Lors de la première relève, une grosse dizaine s’est pris les ailes dans les filets. « C’est calme », note Albert Millot. Au petit matin, le marais est enveloppé de brume. Claude Dubois, le président de la Ligue pour la Protection des Oiseaux (LPO) et Albert Millot libèrent les volatiles. Délicatement. « Il faut faire attention aux pattes, souffle Claude Dubois. C’est fragile. » Un à un, ils sont plongés dans des pochons, pour les soustraire à la lumière et « limiter le stress » jusqu’au moment du baguage.
Au camp de baguage, Albert Millot extrait les oiseaux, un à un, pendant que les autres gigotent dans les pochons rouges, derrière. « Le plus important, quand on bague, c’est la sécurité de l’oiseau, dit-il. Ce n’est pas un geste anodin. L’objectif, c’est qu’il reparte en bonne santé, on y est très attentif. On le manipule le moins possible, on le relâche très vite. Et après, c’est la qualité de l’information qui compte. » Taille des ailes, poids – autour d’une dizaine de grammes –, engraissement, après la bague « pas plus lourde qu’une montre » apposée à une patte, le bagueur note tout. Gorgebleue à miroir, un oiseau emblématique du marais, bruant des roseaux, rousserolles, passent entre ses doigts, avant d’être relâchés.
« L’objectif , c’est de prospecter »
Toutes les demi-heures, les ornithologues relèvent les filets. Ils les longent, aller et retour, lèvent les yeux au ciel, pour admirer un héron pourpré, assez rare pour être noté, les tournent vers le sol pour apercevoir un criquet ensanglanté, typique du marais.
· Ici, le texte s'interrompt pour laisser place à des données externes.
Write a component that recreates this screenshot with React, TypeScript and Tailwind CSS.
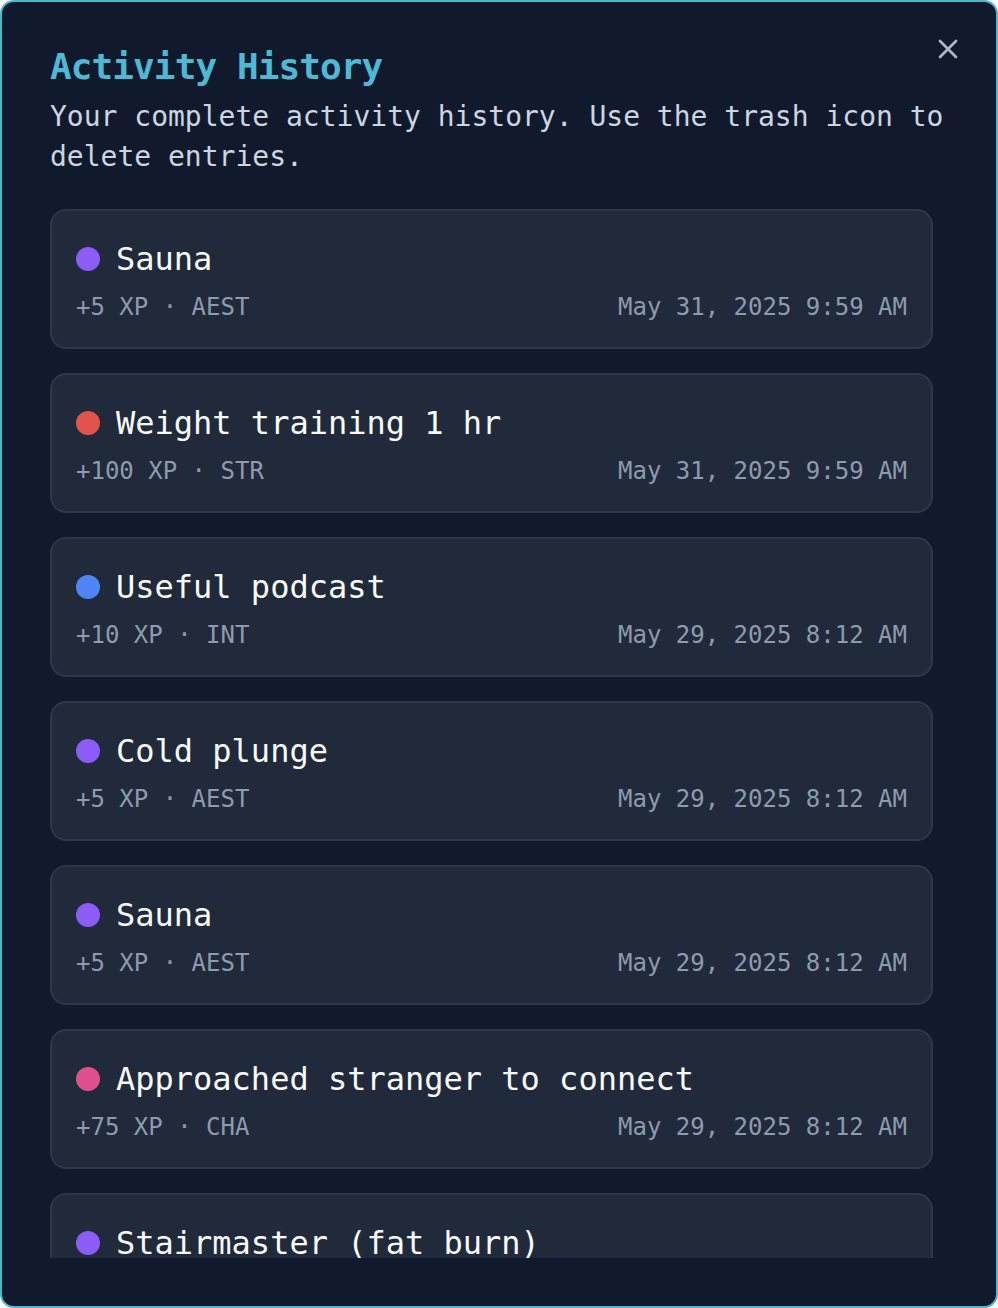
import React from 'react';
import { X } from 'lucide-react';

type Entry = {
  id: number;
  name: string;
  xp: number;
  stat: string;
  color: string;
  date: string;
};

const entries: Entry[] = [
  { id: 1, name: 'Sauna', xp: 5, stat: 'AEST', color: 'bg-[#8b5cf6]', date: 'May 31, 2025 9:59 AM' },
  { id: 2, name: 'Weight training 1 hr', xp: 100, stat: 'STR', color: 'bg-[#e2544b]', date: 'May 31, 2025 9:59 AM' },
  { id: 3, name: 'Useful podcast', xp: 10, stat: 'INT', color: 'bg-[#4f86f7]', date: 'May 29, 2025 8:12 AM' },
  { id: 4, name: 'Cold plunge', xp: 5, stat: 'AEST', color: 'bg-[#8b5cf6]', date: 'May 29, 2025 8:12 AM' },
  { id: 5, name: 'Sauna', xp: 5, stat: 'AEST', color: 'bg-[#8b5cf6]', date: 'May 29, 2025 8:12 AM' },
  { id: 6, name: 'Approached stranger to connect', xp: 75, stat: 'CHA', color: 'bg-[#e0508f]', date: 'May 29, 2025 8:12 AM' },
  { id: 7, name: 'Stairmaster (fat burn)', xp: 50, stat: 'STR', color: 'bg-[#8b5cf6]', date: 'May 29, 2025 8:12 AM' },
];

const App: React.FC = () => {
  return (
    <div className="h-[1308px] w-full bg-white font-['DejaVu_Sans_Mono','Liberation_Mono',monospace]">
      <div className="relative flex h-full flex-col gap-[32px] rounded-[14px] border-2 border-[#4cb6cf] bg-[#101a2c] px-[48px] pb-[48px] pt-[47px]">
        {/* Close */}
        <button className="absolute right-[32px] top-[31px] text-[#aeb6c2]">
          <X className="h-[32px] w-[32px]" strokeWidth={2} />
        </button>

        {/* Header */}
        <div className="flex flex-col gap-[12px]">
          <h2 className="text-[36px] font-bold leading-[36px] tracking-[-0.9px] text-[#4fb8d3]">
            Activity History
          </h2>
          <p className="text-[28px] leading-[40px] text-[#cdd5e0]">
            Your complete activity history. Use the trash icon to delete entries.
          </p>
        </div>

        {/* List */}
        <div className="min-h-0 flex-1 overflow-hidden pr-[15px]">
          <div className="flex flex-col gap-[24px]">
            {entries.map((entry) => (
              <div
                key={entry.id}
                className="rounded-[16px] border-2 border-[#2c374a] bg-[#202a3b] p-[24px]"
              >
                <div className="flex items-center gap-[16px]">
                  <span className={`h-[24px] w-[24px] shrink-0 rounded-full ${entry.color}`} />
                  <span className="text-[32px] leading-[48px] text-[#f8fafc]">{entry.name}</span>
                </div>
                <div className="mt-[8px] flex items-center justify-between text-[24px] leading-[32px] text-[#8f9bad]">
                  <span>+{entry.xp} XP · {entry.stat}</span>
                  <span>{entry.date}</span>
                </div>
              </div>
            ))}
          </div>
        </div>
      </div>
    </div>
  );
};

export default App;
D’un pochoir, Albert Millot sort un phragmite des joncs, le cousin du phragmite aquatique. Du second, on ne verra pas le plumage. Le lieu où on se trouve est supposé être idéal pour eux, mais ce n’est justement qu’une supposition, à affiner. « Le phragmite aquatique est spécifique des zones humides. L’objectif, c’est de prospecter. On en a vu un en une semaine, au début j’étais optimiste, je le suis un peu moins maintenant », confie Albert Millot.
Ce matin-là, une trentaine d’oiseaux seront bagués. Si le phragmite aquatique est resté invisible, l’expérience témoigne que l’endroit choisi n’a beau pas être classé, il recèle des espèces, en faune ou flore, qui sont la richesse du marais. Fauvette des jardins, d’autres cousins du phragmite, échouent dans les filets, jusqu’au milieu de la journée. Heure à laquelle les ornithologues les démontent, pour éviter qu’un oiseau ne se prenne dedans.
Les statistiques relevés serviront à alimenter le plan national d’actions dédié au phragmite, de mieux connaître l’oiseau, comment il vit, comment il migre. Et de parfaire la connaissance de ses congénères. L’observation dure jusqu’au 25 août, débute à chaque fois au petit matin. Pour saisir le marais lorsqu’il s’éveille.